The Cox regression analysis revealed that, across all academic terms, there was a significant and positive relationship between completion of math requirements and graduation by spring 2014 (see Table 2). Among specific milestones, students had a relatively higher chance to graduate by spring 2014 if they completed all their required math courses during the first, fourth, or fifth terms (see Table 3). In essence, the students who fulfilled all required math by the first, fourth, or fifth semesters tended to be 4, 6, and 9 times more likely to graduate than those who did not achieve such milestones. The predicted survival probability further revealed that the nongraduation probability as of the sixth term for the students who completed all required math courses in the first (31.2%), fourth (27.9%), and fifth terms (27.7%) is somewhat smaller than those who completed their math courses in any of the other terms (see Table 3). In particular, the students who completed all required math courses in summer/fall 2011 (i.e., the first term) were estimated to have a better graduation rate by spring 2014 than those who did so in summer/fall 2012 (i.e., the third term; one-tail bootstrapped p = .08).

Table 2.

Summary of Survival Analysis.

Independent variable	B	SE	Hazard ratio
Timing of math requirement fulfillment
Summer/fall 2011	1.40***	0.17	4.06
Spring 2012	1.17***	0.16	3.21
Summer/fall 2012	0.94***	0.20	2.56
Spring 2013	1.85***	0.22	6.38
Summer/fall 2013	2.18***	0.34	8.89
Spring 2014	2.42***	0.37	11.26
Postsecondary experience
Program of study	0.52***	0.14	1.69
Full-time enrollment status	0.54***	0.13	1.72
Program: shorter than 1-year TD	0.67**	0.21	1.95
Program: 1-year TD	0.15	0.16
Program: 2-year TD	0.74*	0.37	2.10
Student college engagement behavior
Active and collaborative learning	1.73***	0.39	5.66
Student effort	0.26	0.39
Academic challenge	0.71^†	0.42	2.04
Student-faculty interaction	−1.49***	0.37	0.23
Support for learners	0.54^†	0.30	1.72
Demographic background controls
Female	0.50***	0.11	1.64
Age	0.02***	0.00	1.02
Black	−0.39**	0.13	0.68
Hispanic	−0.17	0.16
Other race/ethnicity	−0.48*	0.21	0.62
Math ready	−0.01	0.11

Note. Only statistically significant predictors’ hazard ratios are reported. Also note that coefficients of Cox regression represent the change in the expected log of the hazard ratio relative to a one unit change in a given independent variable holding all other predictors constant, and is not to be confused with log odds as in logistic regression. TD = technical diploma.

†

p < .10. *p < .05. **p < .01. ***p < .001.

Table 3.

Predicted Survival Probability.

Math completion term	Graduation term
Math completion term	Summer/fall 2011 (%)	Spring 2012 (%)	Summer/fall 2012 (%)	Spring 2013 (%)	Summer/fall 2013 (%)	Spring 2014 (%)
Summer/fall 2011	72.5	55.7	44.4	37.9	33.7	31.2
Spring 2012	NA	77.5	62.9	52.6	46.4	42.3
Summer/fall 2012	NA	NA	81.6	69.1	59.9	54.2
Spring 2013	NA	NA	NA	60.3	39.8	27.9
Summer/fall 2013	NA	NA	NA	NA	49.4	27.7
Spring 2014	NA	NA	NA	NA	NA	41.0

Note. Cell entries are estimated survival probability (i.e., probability of nongraduation). NA indicates that students are not eligible to graduate, in that they have to complete all the required math courses.
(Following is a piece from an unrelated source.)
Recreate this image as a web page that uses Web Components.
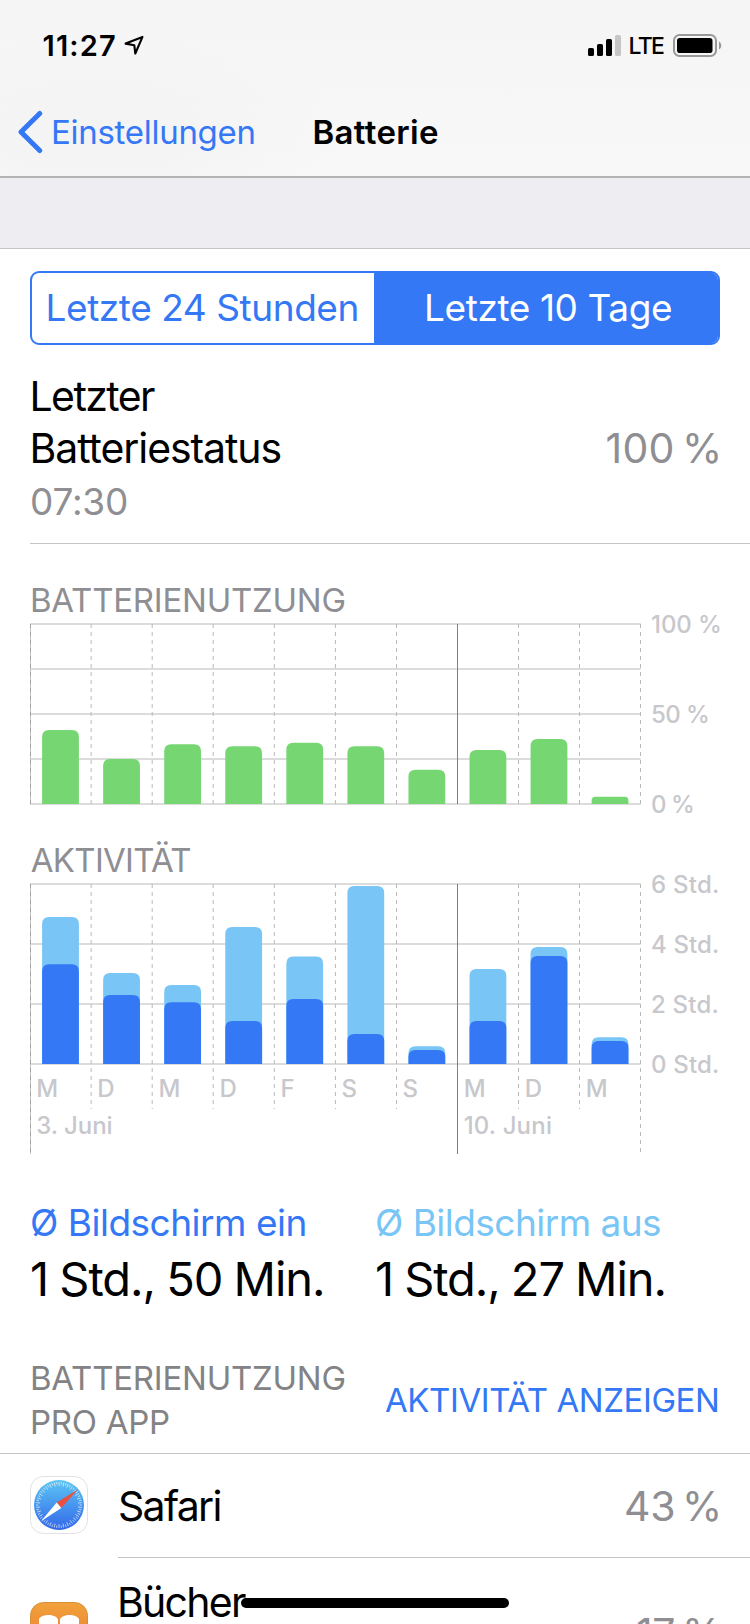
<!DOCTYPE html>
<html lang="de">
<head>
<meta charset="utf-8">
<title>Batterie</title>
<style>
html,body{margin:0;padding:0;background:#fff;overflow:hidden;height:1624px}
body{font-family:Inter,"Noto Sans","Liberation Sans",sans-serif;color:#000}
</style>
</head>
<body>
<battery-screen></battery-screen>
<script>
const BLUE = '#3478f6', SKY = '#78c5f6', GREEN = '#76d672';
const define = (name, html, setup) => {
  const template = document.createElement('template');
  template.innerHTML = html;
  customElements.define(name, class extends HTMLElement {
    connectedCallback() {
      if (this.shadowRoot) return;
      this.attachShadow({ mode: 'open' }).append(template.content.cloneNode(true));
      if (setup) setup(this, this.shadowRoot);
    }
  });
};

/* A line of text tracked to a given optical width, flush with its box on both sides.
   "space" widens or narrows the word gaps. */
const pen = document.createElement('canvas').getContext('2d');
define('fit-text', `
<style>:host{display:block;white-space:nowrap;flex:none}span{display:inline-block}</style>
<span><slot></slot></span>`, (host, root) => {
  const size = +host.getAttribute('size'), width = +host.getAttribute('width');
  const weight = host.getAttribute('weight') || '400';
  const line = host.getAttribute('line') || Math.round(size * 1.25);
  const space = +host.getAttribute('space') || 0;
  const text = host.textContent;
  pen.font = `${weight} ${size}px Inter`;
  const m = pen.measureText(text);
  const ink = m.actualBoundingBoxLeft + m.actualBoundingBoxRight + space * (text.split(' ').length - 1);
  const gaps = text.length - 1;
  const track = gaps && width ? (width - ink) / gaps : 0;
  host.style.cssText += `;font-size:${size}px;font-weight:${weight};line-height:${line}px;height:${line}px;width:${width || Math.ceil(ink)}px`;
  const span = root.querySelector('span');
  span.style.letterSpacing = track + 'px';
  span.style.wordSpacing = space + 'px';
  span.style.marginLeft = m.actualBoundingBoxLeft + 'px';
});

define('status-bar', `
<style>
:host{display:flex;align-items:center;height:85px;padding:3px 28px 0 43.500px}
svg{flex:none;display:block}
.arrow{margin-left:8px}
.right{margin-left:auto;display:flex;align-items:center}
.lte{margin:2px 9px 0 8.500px}
</style>
<fit-text size="29" weight="600" width="71.500">11:27</fit-text>
<svg class="arrow" width="22" height="23" viewBox="0 0 22 23"><path d="M19.500 2.900 2.600 9.600l8.700 1.600 1 8.300z" fill="none" stroke="#000" stroke-width="2.100" stroke-linejoin="round"/></svg>
<div class="right">
<svg width="33" height="23" viewBox="0 0 33 23"><rect y="14" width="6" height="8" rx="1.6"/><rect x="9" y="10" width="6" height="12" rx="1.6"/><rect x="18" y="5" width="6" height="17" rx="1.6"/><rect x="27" y="1" width="6" height="21" rx="1.6" fill="#c6c6c6"/></svg>
<fit-text class="lte" size="23" weight="500" width="34.500">LTE</fit-text>
<svg width="49" height="23" viewBox="0 0 49 23"><rect x="1" y="1" width="42" height="21" rx="5.5" fill="none" stroke="#999" stroke-width="2"/><rect x="4" y="4" width="35.500" height="15" rx="2.8"/><path d="M46 7.500c3 1.400 3 6.600 0 8z" fill="#999"/></svg>
</div>`);

define('nav-bar', `
<style>
:host{display:grid;grid-template-columns:1fr auto 1fr;align-items:center;height:88px;border-bottom:2px solid #b4b4b5;padding:0 14.500px 0 17px}
.back{display:flex;align-items:center;gap:10.500px;color:${BLUE};margin-left:-.5px}
svg{display:block}
</style>
<div class="back"><svg width="26" height="44" viewBox="0 0 26 44"><path d="M22.700 3.500 4 22 22.700 40.500" fill="none" stroke="${BLUE}" stroke-width="5" stroke-linecap="round" stroke-linejoin="round"/></svg><fit-text size="33" width="200.500">Einstellungen</fit-text></div>
<fit-text size="33" weight="600" width="123.500">Batterie</fit-text>`);

define('segmented-control', `
<style>
:host{display:grid;grid-template-columns:1fr 1fr;box-sizing:border-box;height:74px;margin:22px 30px 0;border:2px solid ${BLUE};border-radius:9px;overflow:hidden;color:${BLUE}}
div{display:flex;align-items:center;justify-content:center}
.off{padding-right:2px}
.on{background:${BLUE};color:#fff;box-shadow:-1px 0 ${BLUE};padding-left:5px}
</style>
<div class="off"><fit-text size="37" width="308">Letzte 24 Stunden</fit-text></div>
<div class="on"><fit-text size="37" width="244">Letzte 10 Tage</fit-text></div>`);

define('last-charge', `
<style>
:host{display:grid;grid-template-columns:1fr auto;grid-template-rows:52px 52px 55px;margin-left:30px;padding:25px 32px 14px 2px;position:relative;color:#8e8e93}
:host::after{content:"";position:absolute;left:0;right:0;bottom:-1px;height:1px;background:#c4c4c6}
.t{color:#000;grid-column:1;margin-left:.5px}
</style>
<fit-text class="t" size="41" line="52" width="122.500">Letzter</fit-text>
<fit-text class="t" size="41" line="52" width="248">Batteriestatus</fit-text>
<fit-text size="41" line="52" width="111.500" space="-4.500">100 %</fit-text>
<fit-text size="37" line="55" width="95">07:30</fit-text>`);

/* Bar chart over ten days. Bars are rows of top offsets, measured from the plot's top. */
define('day-chart', `
<style>
:host{display:block;margin-left:30px}
.head{padding-left:2px;color:#8e8e93}
:host(.second) .head{padding-left:.8px}
.area{display:grid;grid-template-columns:622px 1fr;align-items:start;margin-top:3px}
svg{grid-area:1/1;display:block}
.scale{grid-area:1/2;display:flex;flex-direction:column;justify-content:space-between;height:204px;margin:-10px 0 -12px;color:#c7c7cc}
.days{grid-area:1/1;display:grid;grid-template-columns:repeat(10,61.060px);grid-template-rows:45px 29px;padding-top:183px;align-items:center;justify-content:start;color:#c7c7cc}
.days fit-text{margin-left:7.300px}
</style>
<div class="head"></div>
<div class="area"><svg></svg><div class="scale"></div></div>`, (host, root) => {
  const read = k => JSON.parse(host.getAttribute(k) || 'null');
  const rows = +host.getAttribute('rows'), days = read('days');
  const height = days ? 271 : 182;
  root.querySelector('.area').style.height = height + 'px';
  root.querySelector('.head').innerHTML = `<fit-text size="33" line="40" width="${host.getAttribute('heading-width')}">${host.getAttribute('heading')}</fit-text>`;
  let s = '';
  for (let i = 0; i <= rows; i++) s += `<rect y="${i * 180 / rows}" width="610.700" height="2" fill="#dcdcdc"/>`;
  const xs = [.5, 61.1, 122.2, 183.2, 244.3, 305.4, 366.5, 427.5, 488.5, 549.5, 610.5];
  xs.forEach((x, i) => {
    const end = days ? (i % 10 === 0 || i === 7 ? 271 : 226) : 181;
    if (i === 7) s += `<path d="M${x} 1V${end}" stroke="#808080"/>`;
    else {
      if (i === 0) s += `<path d="M${x} 1V${end}" stroke="#c2c2c2"/>`;
      s += `<path d="M${x} 1V${end}" stroke="${i ? '#b9b9b9' : '#a2a2a2'}" stroke-dasharray="4 4"/>`;
    }
  });
  read('bars').forEach((set, k) => set.forEach((top, i) => {
    const x = 12.1 + i * 61.06, w = 36.8, r = Math.min(7, (181 - top) / 2);
    s += `<path d="M${x} 181V${top + r}q0-${r} ${r}-${r}h${w - 2 * r}q${r} 0 ${r} ${r}V181z" fill="${host.getAttribute('colors').split(' ')[k]}"/>`;
  }));
  const svg = root.querySelector('svg');
  svg.setAttribute('width', 612); svg.setAttribute('height', height);
  svg.setAttribute('viewBox', `0 0 612 ${height}`);
  svg.innerHTML = s;
  root.querySelector('.scale').innerHTML = read('scale').map(([t, w]) => `<fit-text size="24" weight="500" line="24" width="${w}">${t}</fit-text>`).join('');
  if (days) {
    const box = document.createElement('div');
    box.className = 'days';
    box.innerHTML = days.map(d => `<fit-text size="24" weight="500">${d}</fit-text>`).join('')
      + '<fit-text size="24" weight="500" width="74.500">3. Juni</fit-text><fit-text style="grid-column:8" size="24" weight="500" width="86.500">10. Juni</fit-text>';
    root.querySelector('.area').append(box);
  }
});

define('usage-summary', `
<style>
:host{display:grid;grid-template-columns:345px 1fr;margin:48px 0 0 32px}
.on{color:${BLUE}}.off{color:${SKY}}
</style>
<fit-text class="on" size="37" line="41" width="272.500">Ø Bildschirm ein</fit-text>
<fit-text class="off" size="37" line="41" width="283">Ø Bildschirm aus</fit-text>
<fit-text size="47" line="72" width="290" space="-1">1 Std., 50 Min.</fit-text>
<fit-text size="47" line="72" width="286.500" space="-1">1 Std., 27 Min.</fit-text>`);

define('list-header', `
<style>
:host{display:flex;justify-content:space-between;align-items:center;margin-top:41px;padding:0 33px 0 32px;height:97px;border-bottom:1px solid #c4c4c6;color:#838385}
div{margin-bottom:9px}
.link{color:${BLUE}}
</style>
<div><fit-text size="33" line="44" width="312.500">BATTERIENUTZUNG</fit-text><fit-text size="33" line="44" width="137">PRO APP</fit-text></div>
<div class="link"><fit-text size="33" line="44" width="332">AKTIVITÄT ANZEIGEN</fit-text></div>`);

define('app-row', `
<style>
:host{display:flex;height:104px;padding-left:30px;color:#000}
.icon{width:58px;margin-right:30px;display:flex;align-items:center;padding-bottom:2px}
.body{flex:1;display:flex;align-items:center;justify-content:space-between;border-bottom:1px solid #c4c4c6;padding:1px 32px 0 2px;color:#8e8e93}
::slotted([slot=name]){color:#000}
:host([tall]){height:148px}
:host([tall]) ::slotted([slot=name]){margin-bottom:59px}
:host([tall]) ::slotted([slot=value]){margin-top:2px}
</style>
<div class="icon"><slot name="icon"></slot></div>
<div class="body"><slot name="name"></slot><slot name="value"></slot></div>`);

define('safari-icon', `
<style>:host,svg{display:block}</style>
<svg width="58" height="58" viewBox="0 0 58 58">
<defs><linearGradient id="g" x2="0" y2="1"><stop stop-color="#5cc6f5"/><stop offset="1" stop-color="#3267e8"/></linearGradient></defs>
<rect x=".5" y=".5" width="57" height="57" rx="13" fill="#fff" stroke="#e2e2e4"/>
<circle cx="29" cy="29" r="25" fill="url(#g)"/>
<g id="t" stroke="#fff" stroke-width=".8" stroke-opacity=".75"></g>
<path d="M47.800 13.400 26.700 26.500 31.300 32z" fill="#e9503f"/><path d="M11 45.300 26.700 26.500 31.300 32z" fill="#fff"/>
</svg>`, (host, root) => {
  let s = '';
  for (let a = 0; a < 60; a++) s += `<path d="M29 6V${a % 2 ? 8.4 : 10}" transform="rotate(${a * 6} 29 29)"/>`;
  root.querySelector('#t').innerHTML = s;
});

define('books-icon', `
<style>:host,svg{display:block}</style>
<svg width="58" height="58" viewBox="0 0 58 58">
<defs><linearGradient id="b" x2="0" y2="1"><stop stop-color="#f1a23b"/><stop offset="1" stop-color="#ec7332"/></linearGradient></defs>
<rect x=".5" y=".5" width="57" height="57" rx="13" fill="url(#b)" stroke="#d58f37"/>
<path d="M28 42V17.500C26 11.500 12 11.500 9 17v25c5-4 14-4 19 0zM30 42V17.500C32 11.500 46 11.500 49 17v25c-5-4-14-4-19 0z" fill="#fff"/>
</svg>`);

define('home-indicator', `<style>:host{position:absolute;left:241px;top:1598px;width:268px;height:10px;border-radius:5px;background:#000}</style>`);

define('battery-screen', `
<style>
:host{display:block;position:relative;width:750px;height:1624px;overflow:hidden;background:#fff}
header{background:radial-gradient(ellipse 240px 100px at 100px 135px,#f3f3f3,#f3f3f300),linear-gradient(#f5f5f5,#f8f8f8)}
.band{height:70px;background:#eeedf2;border-bottom:1px solid #c4c4c6}
.first{margin-top:37px}.second{margin-top:35px}
</style>
<header><status-bar></status-bar><nav-bar></nav-bar></header>
<div class="band"></div>
<segmented-control></segmented-control>
<last-charge></last-charge>
<day-chart class="first" heading="BATTERIENUTZUNG" heading-width="312.500" rows="4" colors="${GREEN}"
 scale='[["100 %",68],["50 %",56],["0 %",41]]'
 bars="[[107,136,121.3,123.2,119.7,123.3,146.7,127,116,173.8]]"></day-chart>
<day-chart class="second" heading="AKTIVITÄT" heading-width="159.500" rows="3" colors="${SKY} ${BLUE}"
 scale='[["6 Std.",66],["4 Std.",66],["2 Std.",65.5],["0 Std.",66]]'
 bars="[[34,90,102,44,73.6,3,163.3,86,64,154.3],[81.3,112,119.2,138,116,151,167,138,73,158]]"
 days='["M","D","M","D","F","S","S","M","D","M"]'></day-chart>
<usage-summary></usage-summary>
<list-header></list-header>
<app-row><safari-icon slot="icon"></safari-icon><fit-text slot="name" size="41" width="100.500">Safari</fit-text><fit-text slot="value" size="41" width="92" space="-4.500">43 %</fit-text></app-row>
<app-row tall><books-icon slot="icon"></books-icon><fit-text slot="name" size="41" width="126">Bücher</fit-text><fit-text slot="value" size="41" width="81" space="-4.500">17 %</fit-text></app-row>
<home-indicator></home-indicator>`);
</script>
</body>
</html>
Among the CCSSE indicators, student engagement in active and collaborative learning was positively related to credential completion, whereas engaging in student-faculty interaction was negatively related to credential completion. Furthermore, the students who found the academics challenging and those who felt academically supported tended to have a higher graduation rate. The students in the shorter term and 2-year technical diploma programs had a higher rate of graduation than the students in the associate degree programs. Finally, female, older, and White students (as compared with Black and other race/ethnicity) tended to have a higher probability of degree completion.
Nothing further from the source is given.